Différentes interventions et questions ont fusé de la salle : rôle des médias, « Front républicain », dimension « darwiniste sociale » du néolibéralisme, antisémitisme et racisme comme « Socialisme des imbéciles » (A. Bebel), « réconciliation » du capital et du travail comme cœur du fascisme, contradiction entre le nationalisme et le caractère mondial des problèmes écologiques, relative absence de la question féministe dans le livre d’Ugo Palheta. Il y a également eu une intervention alertant contre la prochaine expulsion d’un réfugié soudanais, ce qui, compte tenu de la nature de la dictature soudanaise, reviendrait à sa condamnation à mort.

Réponses :
-  Le fascisme est présent dans notre horizon mais il est déjà là sous certains aspects d’exception (migrants, quartiers...) par l’action étatique et le consentement des gens.

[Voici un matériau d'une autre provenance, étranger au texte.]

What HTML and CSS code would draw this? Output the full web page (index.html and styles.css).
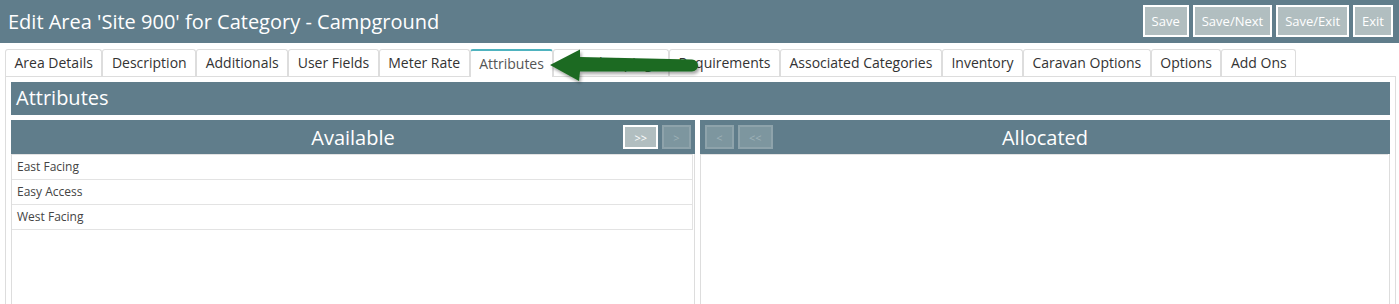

-  « réconciliation » capital-travail : destruction du syndicalisme. Thèse de Sternhell : nationalisation du social et socialisation du national. Il y a eu un fascisme très puissant en France (Boulanger, 1930... antisémitisme endémique...)
-  Rôle des médias : les fascistes veulent l’oreille des masses. Utilisation intensive de la propagande. Medias d’extrême droite et complaisance des médias mainstreams (dépolitisation).
-  Front républicain : non ! Sur le moment, tactique électorale. Mais à long terme cela sert l’extrême droite ("anti-système"). Perte de crédibilité. Construire un front mais avec un périmètre cohérent.
-  Au niveau mondial, vague de contestation du capitalisme. Chez les gilets jaunes, rejet de la caste politique mais extrême modération des revendications. Rien sur le pouvoir économique. Quel au-delà du capitalisme ?
-  Écologie : argumenter parce que si les grands courants fascistes sont carbo-productivistes, certains cherchent à construire un discours écofasciste (exemple du FN et des circuits courts).
-  Féminisme : faiblesse de mon livre. Attaques contre les droits des femmes moins visibles avec Marine Le Pen qui cible les musulmans. Mais c’est une question centrale au Brésil, etc. Le fascisme se développe aussi en réaction aux progrès des luttes féministes.